The story of the Bar-Kays will be forever tragically linked to Otis Redding

The first time Otis Redding saw the Bar-Kays perform, he asked them to be his touring band.

The first time Otis Redding saw the Bar-Kays perform, he asked them to be his touring band.

Otis Redding had just finished a show at the Mid-South Coliseum in Memphis, Tennessee, and wanted to check out the local music scene in the spring of 1967.

So he started asking people what the hottest club in town was at the time and was told there was a place called the Hippodrome that was currently featuring a young band called the Bar-Kays.

Redding made his way to the Hippodrome to check out the Bar-Kays and was so impressed with the band that he sat in for a set.

“He was so amazed when he sat in with us that he asked us if we would be his touring band right then,” said James Alexander, the young bassist for the Bar-Kays, which also included Ronnie Caldwell on electric organ, Phalon Jones on saxophone, Jimmy King on guitar, Carl Cunningham on drums and trumpeter Ben Cauley. “But we were underage and we had to ask our parents. We were all still in high school so our parents really didn’t want us to go on the road. My parents said no. All the parents unanimously said no.”

Over the next few days, Redding persisted, even offering at one point to hire a tutor for the young musicians on the road. But the parents held their ground. They all said the boys needed to first graduate from high school in June of 1967 before they’d even consider allowing them to join Redding as his touring band.

The Bar-Kays got their start in Memphis, which is where Otis Redding saw them perform for the first time.

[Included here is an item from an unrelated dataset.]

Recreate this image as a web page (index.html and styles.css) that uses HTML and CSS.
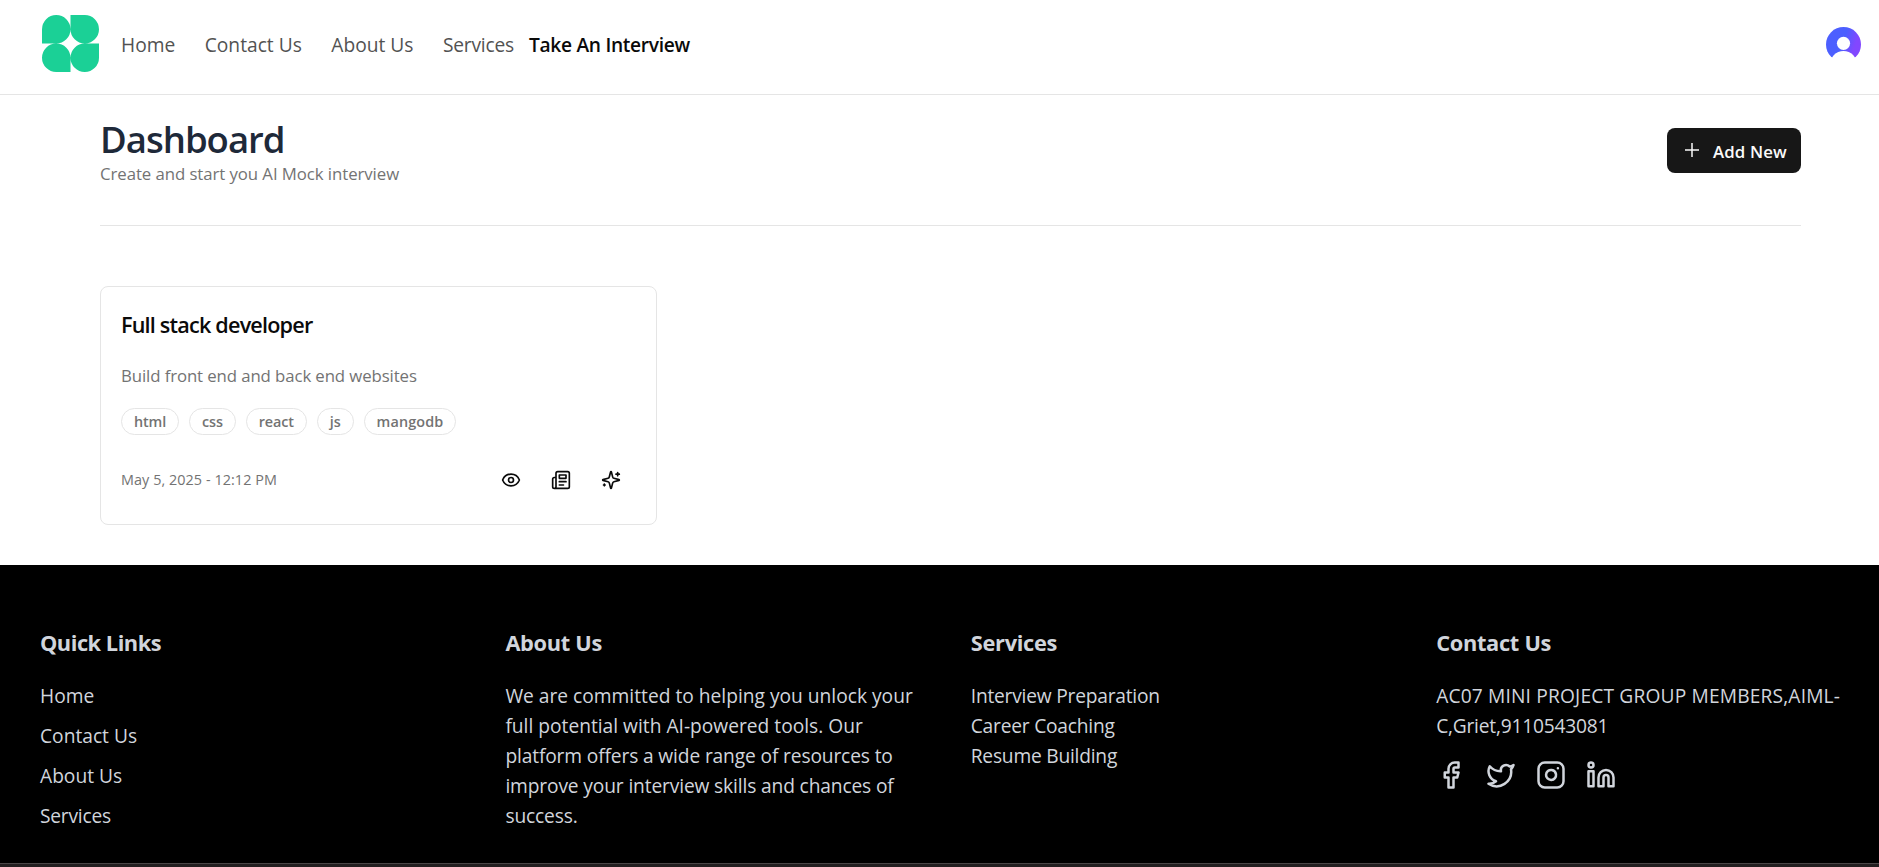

The Bar-Kays got their start in Memphis, which is where Otis Redding saw them perform for the first time.

Redding, a singer, songwriter, record producer, arranger and talent scout had already established himself as the seminal artist in soul music and rhythm and blues by 1967. Many of his records had been produced by Stax Records, which was also based in Memphis.

The Bar-Kays had already auditioned for Stax Records twice by that time, without getting a record deal. But once they graduated from high school, all the parents relented and the Bar-Kays hit the road with Redding.

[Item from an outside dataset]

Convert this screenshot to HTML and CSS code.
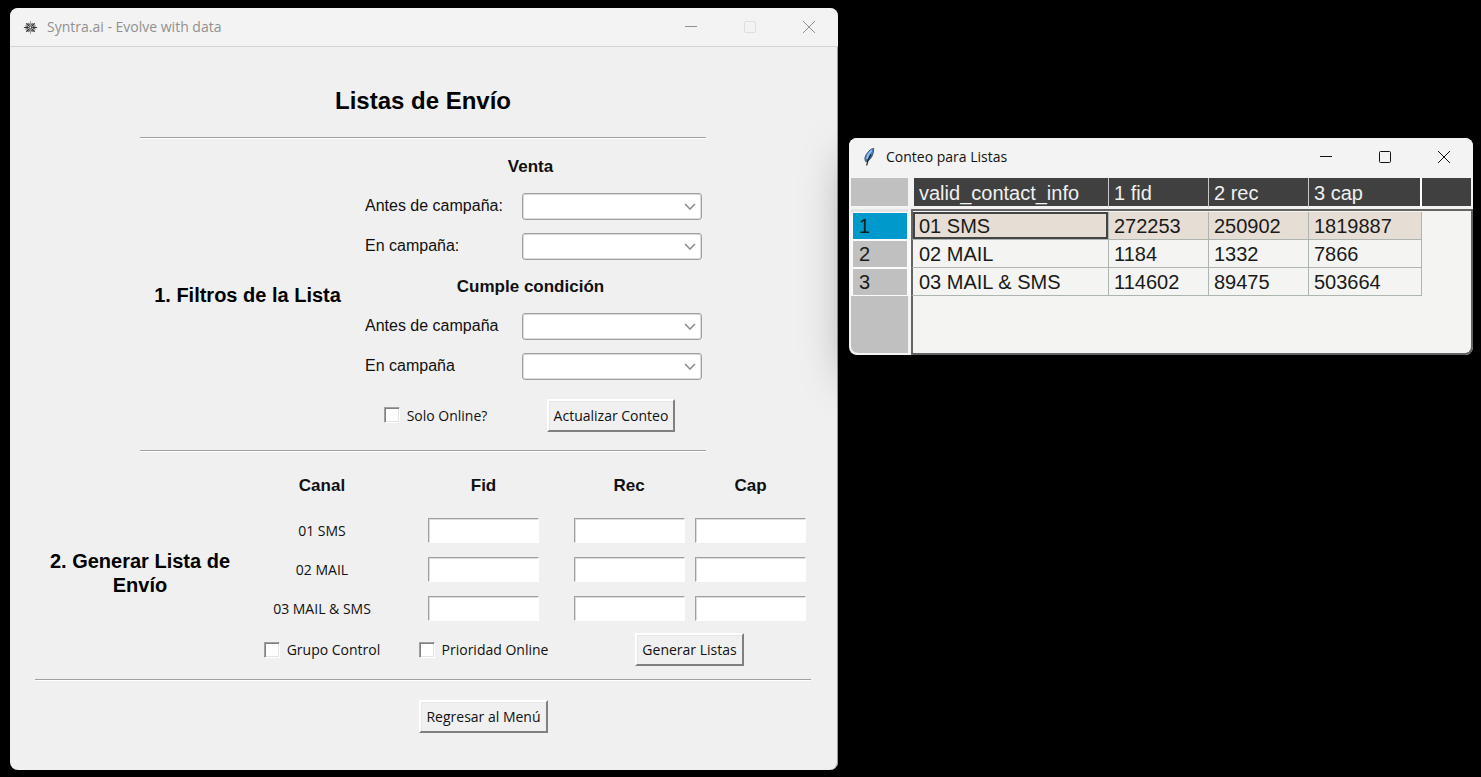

“The first day of the first show that we ever did with Otis Redding was at the Apollo Theater in New York. Prior to that, none of the guys in the group had gone more than a 50-mile radius of Memphis. So the first show we go to is in New York City. It was overwhelming,” said Alexander.

As heady as those first few months were for the Bar-Kays backing Redding – they played gigs across the country – the story of the Bar-Kays would be forever tragically linked to Redding.

Just a few short months later, on Dec. 9, 1967, Redding and the band appeared on the Upbeat television show in Cleveland. The next night, they were scheduled to perform at the Factory nightclub near the University of Wisconsin in Madison.

Bassist James Alexander of the Bar-Keys was one of two band members that was not on the plane that crashed killing Otis Redding.

Bassist James Alexander of the Bar-Keys was one of two band members that was not on the plane that crashed killing Otis Redding.

“The plane that we traveled on could only carry a certain amount of people. Two people always had to fly commercial because there wasn’t enough room on the plane,” said Alexander. “It could be any two people. This particular day, it happened to be me and another gentleman. We were the two people that took the commercial flight. That’s the only reason that I wasn’t on the plane.”

Despite poor weather, the Beechcraft H18 aeroplane took off for Madison on Dec. 10, 1967. Four miles from the destination, the plane crashed in Lake Monona, killing Redding, King, Jones, Cunningham, the band’s valet Matthew Kelly and pilot Richard Fraser. Cauley, a non-swimmer, was the only survivor of the crash, and he did so by clinging to a seat cushion in the frigid waters of the lake before being rescued.

Alexander was sitting in the airport in Milwaukee when he got the news.

“The pilot suggested that he was going to drop everybody off in Madison, and then come back and pick us up in Milwaukee. So we were sitting waiting for him to come pick us up and he never showed up,” said Alexander.

In the months after the Bar-Kays had joined Redding, the singer-songwriter had co-written, with guitarist Steve Cropper, and recorded just days before his death, one of his greatest hits, “(Sittin’ On) The Dock of the Bay.” The song was posthumously released and went to No. 1 on the Billboard Hot 100 Singles chart and No. 1 on the Billboard Hot Rhythm and Blue Singles chart.

After the tragedy, Cauley and Alexander re-formed the Bar-Kays and continued to perform. Cauley died in September 2015, leaving Alexander as the sole survivor of the original group to carry on the legacy of the band.

Despite the tragedy that cut short the run of the original group, Alexander said he has had a fulfilling career.

“I love the band that we’re playing in now. But even though we only played with Otis Redding for a short time, from maybe June through December, almost six months, I look back and I have fond memories of that and I just smile,” he said.